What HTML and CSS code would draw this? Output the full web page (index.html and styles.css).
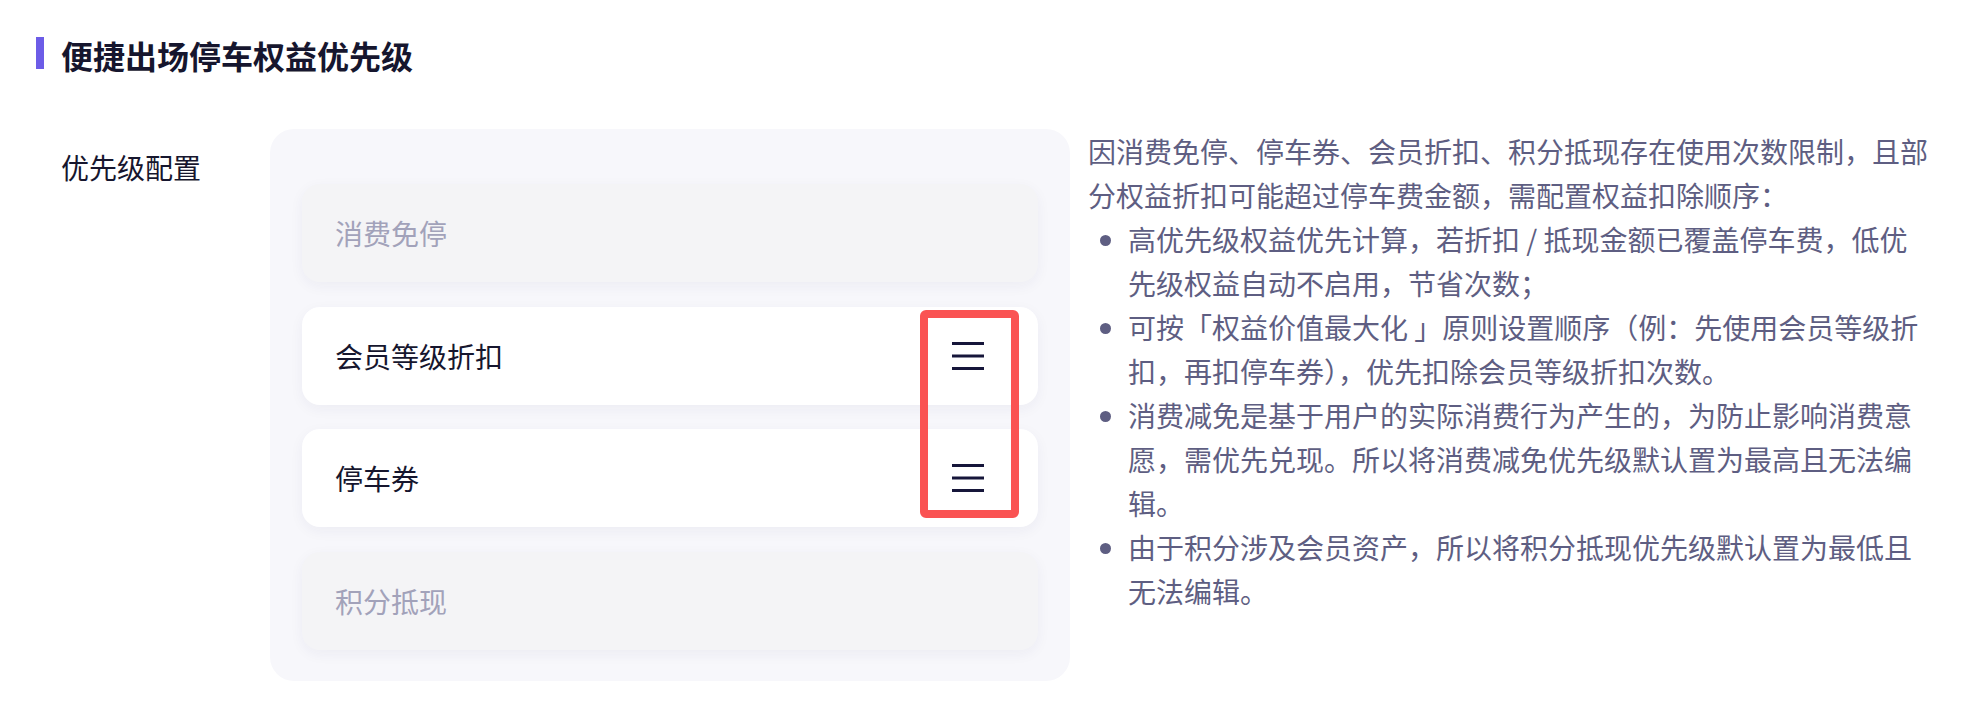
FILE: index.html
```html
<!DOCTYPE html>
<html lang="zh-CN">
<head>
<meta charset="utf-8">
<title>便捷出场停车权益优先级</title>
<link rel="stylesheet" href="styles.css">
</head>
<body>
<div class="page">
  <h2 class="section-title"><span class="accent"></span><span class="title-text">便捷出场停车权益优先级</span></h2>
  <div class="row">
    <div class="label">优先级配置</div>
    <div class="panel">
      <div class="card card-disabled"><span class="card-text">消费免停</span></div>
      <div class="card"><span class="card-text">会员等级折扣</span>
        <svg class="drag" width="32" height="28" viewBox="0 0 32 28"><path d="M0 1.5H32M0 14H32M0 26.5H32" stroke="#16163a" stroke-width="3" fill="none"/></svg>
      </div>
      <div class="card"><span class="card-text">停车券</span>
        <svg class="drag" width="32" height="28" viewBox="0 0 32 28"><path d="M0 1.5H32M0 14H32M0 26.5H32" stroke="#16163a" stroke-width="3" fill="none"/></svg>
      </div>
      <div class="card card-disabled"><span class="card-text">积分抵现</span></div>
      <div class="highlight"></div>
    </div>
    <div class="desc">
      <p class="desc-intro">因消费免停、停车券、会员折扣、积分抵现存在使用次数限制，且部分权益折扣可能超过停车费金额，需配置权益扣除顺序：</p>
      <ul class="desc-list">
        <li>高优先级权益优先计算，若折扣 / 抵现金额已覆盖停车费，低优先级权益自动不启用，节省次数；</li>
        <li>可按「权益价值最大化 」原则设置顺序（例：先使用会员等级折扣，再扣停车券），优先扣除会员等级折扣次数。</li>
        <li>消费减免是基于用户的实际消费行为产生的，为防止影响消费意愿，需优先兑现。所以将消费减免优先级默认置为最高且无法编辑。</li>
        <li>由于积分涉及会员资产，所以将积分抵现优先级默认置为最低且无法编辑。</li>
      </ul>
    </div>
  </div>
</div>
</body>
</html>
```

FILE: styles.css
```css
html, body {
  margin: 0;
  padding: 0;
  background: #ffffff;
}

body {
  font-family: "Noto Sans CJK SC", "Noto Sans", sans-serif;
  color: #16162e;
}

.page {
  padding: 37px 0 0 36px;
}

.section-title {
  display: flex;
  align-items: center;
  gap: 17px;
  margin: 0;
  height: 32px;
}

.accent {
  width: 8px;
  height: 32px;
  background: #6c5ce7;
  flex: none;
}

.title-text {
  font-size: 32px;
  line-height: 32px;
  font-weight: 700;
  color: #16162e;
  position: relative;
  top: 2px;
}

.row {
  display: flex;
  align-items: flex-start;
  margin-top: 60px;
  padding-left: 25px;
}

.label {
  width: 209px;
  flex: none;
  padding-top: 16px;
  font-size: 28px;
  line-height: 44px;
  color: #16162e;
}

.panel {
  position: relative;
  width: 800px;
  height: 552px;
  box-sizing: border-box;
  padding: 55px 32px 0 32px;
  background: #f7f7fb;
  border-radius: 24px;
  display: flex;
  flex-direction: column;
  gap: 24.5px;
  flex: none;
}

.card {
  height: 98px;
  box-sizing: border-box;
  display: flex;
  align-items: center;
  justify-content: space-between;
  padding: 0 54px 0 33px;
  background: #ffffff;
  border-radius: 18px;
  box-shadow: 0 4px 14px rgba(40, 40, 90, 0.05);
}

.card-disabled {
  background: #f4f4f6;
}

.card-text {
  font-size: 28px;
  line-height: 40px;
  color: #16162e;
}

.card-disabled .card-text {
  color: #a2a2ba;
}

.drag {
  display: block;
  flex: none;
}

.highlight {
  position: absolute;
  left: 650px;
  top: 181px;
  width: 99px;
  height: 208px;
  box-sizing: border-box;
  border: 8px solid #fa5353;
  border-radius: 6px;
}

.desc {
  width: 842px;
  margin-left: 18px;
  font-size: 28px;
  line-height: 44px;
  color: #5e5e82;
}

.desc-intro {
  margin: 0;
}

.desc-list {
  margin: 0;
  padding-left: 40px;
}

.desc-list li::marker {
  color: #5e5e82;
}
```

=-=-=

> What you are asked to do: Lines that hold "page" are the ones to copy; find all of them.

> Complete answer:
What HTML and CSS code would draw this? Output the full web page (index.html and styles.css).
<div class="page">
.page {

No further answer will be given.